I'm of the belief that our Founders were correct in their assertion that the young nation they were establishing enjoyed the protection of what they called Divine Providence. Our meteoric rise as a civilization is testament to that. But I think now it is obvious that the Divine hand no longer protects or guides this civilization. Much of our official public policy is, in fact, oriented to the mockery and rejection of things good, wholesome, proper.

The best hope now is that the destruction of the current order be so complete that something new is allowed to take its place, without its poisonous legacy being left behind.

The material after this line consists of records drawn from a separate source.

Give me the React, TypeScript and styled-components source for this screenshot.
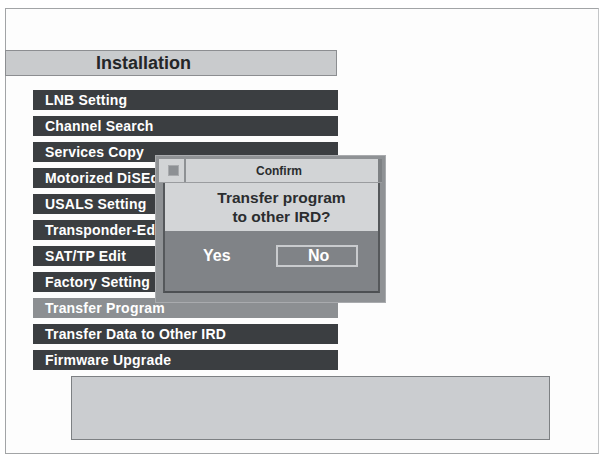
import React from "react";
import styled, { createGlobalStyle } from "styled-components";

const Global = createGlobalStyle`
  html, body { margin: 0; padding: 0; background: #ffffff; }
  body { font-family: "Liberation Sans", Arial, sans-serif; }
`;

const Frame = styled.div`
  position: relative;
  box-sizing: border-box;
  margin: 8px 0 0 5px;
  width: 594px;
  height: 446px;
  border: 1px solid #a2a4a6;
  border-right-color: #c4c6c8;
  background: #fdfdfd;
  padding-top: 41px;
`;

const Header = styled.div`
  box-sizing: border-box;
  width: 332px;
  height: 26px;
  margin-left: -1px;
  background: #c9cbcd;
  border: 1px solid #8c8e91;
  display: flex;
  align-items: center;
  font-weight: bold;
  font-size: 18px;
  color: #242628;
  padding-left: 90px;
`;

const Menu = styled.div`
  display: flex;
  flex-direction: column;
  gap: 6px;
  margin: 14px 0 0 27px;
  width: 305px;
`;

const Item = styled.div<{ $active?: boolean }>`
  height: 20px;
  box-sizing: border-box;
  background: ${(p) => (p.$active ? "#8c8f92" : "#3b3e41")};
  color: #ffffff;
  font-weight: bold;
  font-size: 14px;
  letter-spacing: 0.2px;
  display: flex;
  align-items: center;
  padding-left: 12px;
  white-space: nowrap;
  overflow: hidden;
`;

const InfoBox = styled.div`
  box-sizing: border-box;
  width: 479px;
  height: 64px;
  margin: 6px 0 0 65px;
  background: #cbcdd0;
  border: 1px solid #7d8083;
`;

const Dialog = styled.div`
  position: absolute;
  left: 149px;
  top: 146px;
  width: 231px;
  height: 148px;
  box-sizing: border-box;
  background: #8f9295;
  border: 1px solid #a9abae;
  padding: 3px 3px 0 3px;
  display: flex;
  flex-direction: column;
`;

const TitleBar = styled.div`
  height: 24px;
  box-sizing: border-box;
  display: flex;
  background: #d2d4d6;
  border-bottom: 1px solid #9a9c9f;
`;

const TitleIcon = styled.div`
  width: 21px;
  display: flex;
  align-items: center;
  justify-content: center;
  border-right: 2px solid #8e9194;
  margin-left: 4px;
  &::before {
    content: "";
    width: 9px;
    height: 9px;
    background: #8d9094;
    border: 1px solid #a8aaad;
  }
`;

const TitleText = styled.div`
  flex: 1;
  display: flex;
  align-items: center;
  justify-content: center;
  font-weight: bold;
  font-size: 12px;
  color: #2a2c2e;
  padding-right: 6px;
`;

const TitleEnd = styled.div`
  width: 4px;
  background: #7e8184;
`;

const Body = styled.div`
  margin: 0 2px 0 4px;
  border-left: 2px solid #55585b;
  border-right: 2px solid #55585b;
  border-bottom: 2px solid #4d5053;
  display: flex;
  flex-direction: column;
`;

const Question = styled.div`
  height: 48px;
  background: #d3d5d7;
  display: flex;
  flex-direction: column;
  align-items: center;
  justify-content: center;
  font-weight: bold;
  font-size: 15.5px;
  line-height: 19px;
  color: #2b2d2f;
  padding-left: 20px;
`;

const Buttons = styled.div`
  height: 60px;
  background: #808387;
  display: flex;
  align-items: flex-start;
  padding: 14px 0 0 38px;
  box-sizing: border-box;
  gap: 45px;
`;

const Btn = styled.div<{ $boxed?: boolean }>`
  box-sizing: border-box;
  height: 22px;
  width: ${(p) => (p.$boxed ? "82px" : "auto")};
  border: ${(p) => (p.$boxed ? "2px solid #c9cbce" : "none")};
  display: flex;
  align-items: center;
  justify-content: center;
  color: #ffffff;
  font-weight: bold;
  font-size: 16px;
  padding-left: ${(p) => (p.$boxed ? "4px" : "0")};
`;

const items = [
  "LNB Setting",
  "Channel Search",
  "Services Copy",
  "Motorized DiSEqC",
  "USALS Setting",
  "Transponder-Edit",
  "SAT/TP Edit",
  "Factory Setting",
  "Transfer Program",
  "Transfer Data to Other IRD",
  "Firmware Upgrade",
];

export default function App() {
  return (
    <>
      <Global />
      <Frame>
        <Header>Installation</Header>
        <Menu>
          {items.map((t) => (
            <Item key={t} $active={t === "Transfer Program"}>
              {t}
            </Item>
          ))}
        </Menu>
        <InfoBox />
        <Dialog>
          <TitleBar>
            <TitleIcon />
            <TitleText>Confirm</TitleText>
            <TitleEnd />
          </TitleBar>
          <Body>
            <Question>
              <div>Transfer program</div>
              <div>to other IRD?</div>
            </Question>
            <Buttons>
              <Btn>Yes</Btn>
              <Btn $boxed>No</Btn>
            </Buttons>
          </Body>
        </Dialog>
      </Frame>
    </>
  );
}
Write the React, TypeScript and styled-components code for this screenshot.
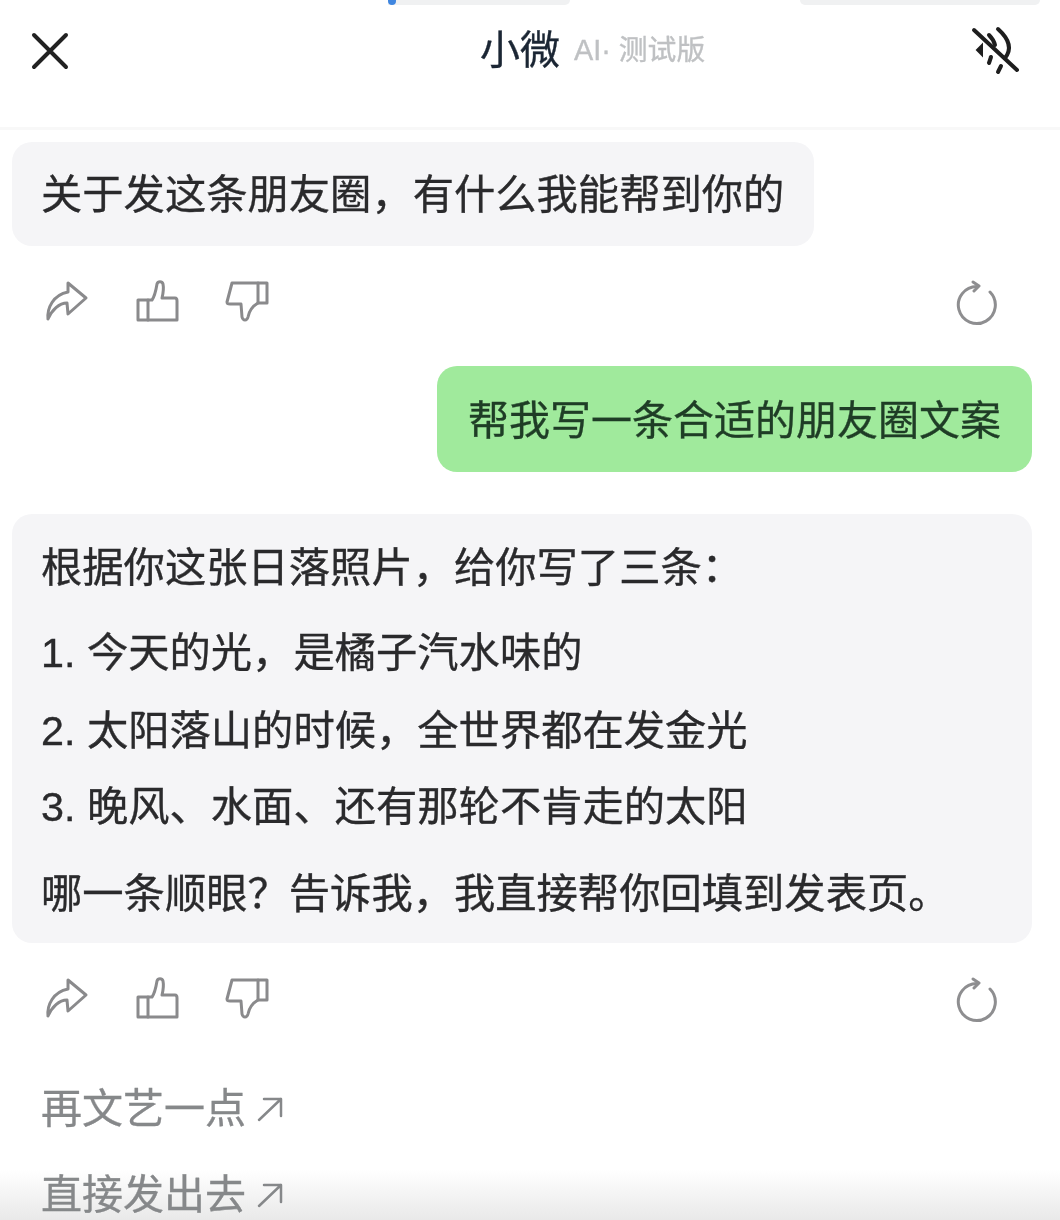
import styled, { createGlobalStyle } from "styled-components";

const GlobalStyle = createGlobalStyle`
  html, body {
    margin: 0;
    padding: 0;
    background: #fff;
  }
  body {
    font-family: "Liberation Sans", "Noto Sans CJK SC", sans-serif;
  }
`;

const Page = styled.div`
  position: relative;
  width: 1060px;
  height: 1220px;
  overflow: hidden;
  background: #fff;
  color: #2a2a2c;
  filter: blur(0.7px);
  -webkit-text-stroke: 0.35px currentColor;
`;

const TopStubs = styled.div`
  display: flex;
  height: 5px;
  padding-left: 350px;
  gap: 230px;
`;

const Stub = styled.div<{ $width: number; $capped?: boolean }>`
  display: flex;
  width: ${(props) => props.$width}px;
  height: 5px;
  padding-left: ${(props) => (props.$capped ? 38 : 0)}px;
  box-sizing: border-box;
  background: ${(props) =>
    props.$capped ? "linear-gradient(90deg, #fff 38px, #f0f1f2 38px)" : "#f0f1f2"};
  border-radius: 0 0 22px 22px;
`;

const StubDot = styled.span`
  width: 8px;
  height: 5px;
  background: #3f86e0;
  border-radius: 0 0 4px 4px;
`;

const Header = styled.header`
  display: grid;
  grid-template-columns: 452px auto 1fr;
  align-items: start;
  height: 122px;
  padding: 0 40px 0 28px;
  border-bottom: 3px solid #f8f8f8;
`;

const HeaderSlot = styled.div<{ $end?: boolean }>`
  display: flex;
  justify-content: ${(props) => (props.$end ? "flex-end" : "flex-start")};
  padding-top: ${(props) => (props.$end ? 21 : 24)}px;
`;

const Title = styled.div`
  display: flex;
  align-items: center;
  gap: 14px;
  padding-top: 20px;
`;

const TitleName = styled.span`
  font-size: 40px;
  line-height: 50px;
  color: #1b2634;
`;

const TitleTag = styled.span`
  font-size: 28.8px;
  line-height: 50px;
  color: #bfc1c3;
`;

const Thread = styled.main`
  position: relative;
  z-index: 1;
  display: flex;
  flex-direction: column;
  padding: 12px 28px 0 12px;
`;

const Bubble = styled.div`
  align-self: flex-start;
  padding: 30px 30px 28px 29px;
  font-size: 41.3px;
  line-height: 46px;
  white-space: nowrap;
  background: #f5f5f7;
  border-radius: 20px;
`;

const UserBubble = styled(Bubble)`
  align-self: flex-end;
  padding: 32px 31px 28px 31px;
  font-size: 41px;
  background: #a0ea9c;
  color: #1f3d26;
`;

const AnswerBubble = styled(Bubble)`
  align-self: stretch;
  margin-top: 42px;
  padding: 31px 29px 26px;
`;

const AnswerLine = styled.p<{ $gap?: number }>`
  margin: ${(props) => props.$gap ?? 0}px 0 0;
`;

const Actions = styled.div`
  display: flex;
  align-items: flex-start;
  justify-content: space-between;
  box-sizing: border-box;
  height: 120px;
  padding: 34px 33px 0;
`;

const ActionGroup = styled.div`
  display: flex;
  gap: 46px;
  color: #8a8a8c;
`;

const Refresh = styled.div`
  display: flex;
  color: #8e8e90;
`;

const Suggestions = styled.div`
  display: flex;
  flex-direction: column;
  gap: 40px;
  padding-left: 29px;
  margin-top: 23px;
`;

const Suggestion = styled.div`
  display: flex;
  align-items: center;
  gap: 11px;
  font-size: 41px;
  line-height: 46px;
  color: #86888a;
`;

const BottomFade = styled.div`
  position: absolute;
  left: 0;
  right: 0;
  bottom: 0;
  height: 50px;
  background: linear-gradient(rgba(225, 225, 225, 0), rgba(218, 218, 218, 0.6));
`;

const CloseIcon = () => (
  <svg width="44" height="44" viewBox="0 0 44 44" fill="none" stroke="#222" strokeWidth="4" strokeLinecap="round">
    <path d="M6 6 L38 38 M38 6 L6 38" />
  </svg>
);

const MuteIcon = () => (
  <svg width="50" height="50" viewBox="0 0 50 50" fill="none" stroke="#1e1e1e" strokeWidth="4" strokeLinecap="round">
    <path d="M4 4 L47 44" />
    <path d="M28 3 C38 12 43 22 35 32" />
    <path d="M19 9 C22 12 24 15 25 19" />
    <path d="M21 31 L19 37" />
    <path d="M31 40 L28 46" />
    <path d="M12 19 L7 24 L12 29 Z" fill="#1e1e1e" strokeWidth="2" />
  </svg>
);

const ShareIcon = () => (
  <svg width="44" height="42" viewBox="0 0 44 42" fill="none" stroke="currentColor" strokeWidth="3" strokeLinejoin="round" strokeLinecap="round">
    <path d="M3 39 C2 28 8 15 23 12 L23 3 L41 18 L23 34 L22 23 C14 23 7 30 3 39 Z" />
  </svg>
);

const ThumbUpIcon = () => (
  <svg width="44" height="42" viewBox="0 0 44 42" fill="none" stroke="currentColor" strokeWidth="3" strokeLinejoin="round" strokeLinecap="round">
    <path d="M3 20 H13 V40 H3 Z" />
    <path d="M13 20 H17 C20 16 21 10 22 4 C23 1 27 1 28 4 C29 9 28 14 27 18 H40 C42 18 42 20 42 21 V40 H13" />
  </svg>
);

const ThumbDownIcon = () => (
  <svg width="44" height="42" viewBox="0 0 44 42" fill="none" stroke="currentColor" strokeWidth="3" strokeLinejoin="round" strokeLinecap="round">
    <path d="M33 3 H42 V23 H33 Z" />
    <path d="M33 3 H7 L2 22 C2 24 3 24 5 24 H16 L17 37 C18 41 22 41 23 37 C24 32 26 27 33 23" />
  </svg>
);

const RefreshIcon = () => (
  <svg width="44" height="50" viewBox="0 0 44 50" fill="none" stroke="currentColor" strokeWidth="3" strokeLinecap="round" strokeLinejoin="round">
    <path d="M35 12 A18.500 18.500 0 1 1 22 6.500" />
    <path d="M18 2 L24 6 L19 11" />
  </svg>
);

const ArrowIcon = () => (
  <svg width="26" height="26" viewBox="0 0 26 26" fill="none" stroke="#86888a" strokeWidth="2.500" strokeLinecap="round" strokeLinejoin="round">
    <path d="M2 24 L24 3 M7 3 H24 V20" />
  </svg>
);

const MessageActions = () => (
  <Actions>
    <ActionGroup>
      <ShareIcon />
      <ThumbUpIcon />
      <ThumbDownIcon />
    </ActionGroup>
    <Refresh>
      <RefreshIcon />
    </Refresh>
  </Actions>
);

export default function App() {
  return (
    <Page>
      <GlobalStyle />
      <TopStubs>
        <Stub $width={220} $capped>
          <StubDot />
        </Stub>
        <Stub $width={240} />
      </TopStubs>
      <Header>
        <HeaderSlot>
          <CloseIcon />
        </HeaderSlot>
        <Title>
          <TitleName>小微</TitleName>
          <TitleTag>AI· 测试版</TitleTag>
        </Title>
        <HeaderSlot $end>
          <MuteIcon />
        </HeaderSlot>
      </Header>
      <Thread>
        <Bubble>关于发这条朋友圈，有什么我能帮到你的</Bubble>
        <MessageActions />
        <UserBubble>帮我写一条合适的朋友圈文案</UserBubble>
        <AnswerBubble>
          <AnswerLine>根据你这张日落照片，给你写了三条：</AnswerLine>
          <AnswerLine $gap={39}>1. 今天的光，是橘子汽水味的</AnswerLine>
          <AnswerLine $gap={32}>2. 太阳落山的时候，全世界都在发金光</AnswerLine>
          <AnswerLine $gap={30}>3. 晚风、水面、还有那轮不肯走的太阳</AnswerLine>
          <AnswerLine $gap={41}>哪一条顺眼？告诉我，我直接帮你回填到发表页。</AnswerLine>
        </AnswerBubble>
        <MessageActions />
        <Suggestions>
          <Suggestion>
            再文艺一点
            <ArrowIcon />
          </Suggestion>
          <Suggestion>
            直接发出去
            <ArrowIcon />
          </Suggestion>
        </Suggestions>
      </Thread>
      <BottomFade />
    </Page>
  );
}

I disagree.  I think even now we are recipients of Divine Mercy.  American history is full of men who didn't aspire to the good, the true or the beautiful. There was and is not a perfect time in our history.  Even the Reagan years set us up for what we have now.

My daughter read me an excerpt from the family history yesterday.  One of my great (many times over) grandmothers was working outside with her infant nearby and her toddler playing back in the barn when over the horizon Indians appeared.  She grabbed her baby and ran into the woods hoping they wouldn't find the other child.  She, along with many others holed up in another cabin while the men fought off the attack.  Several days later the toddler was found dead in a nearby cabin.

My daughter looked at me stunned and said they left their homeland for that?  I can't even begin to understand how my ancestors made the choices they did and how they persevered but they did. 

There is no Utopia--conservative or otherwise.   The complete destruction of our current way of life/country doesn't guarantee a new order of good.  Evil will assert itself in any human endeavor.  Our fate as humans is to wage the battles against evil.  Our system in this country gives us the best tools for that battle.   I'd much rather do battle from the vantage point I have now than from a point of complete destruction.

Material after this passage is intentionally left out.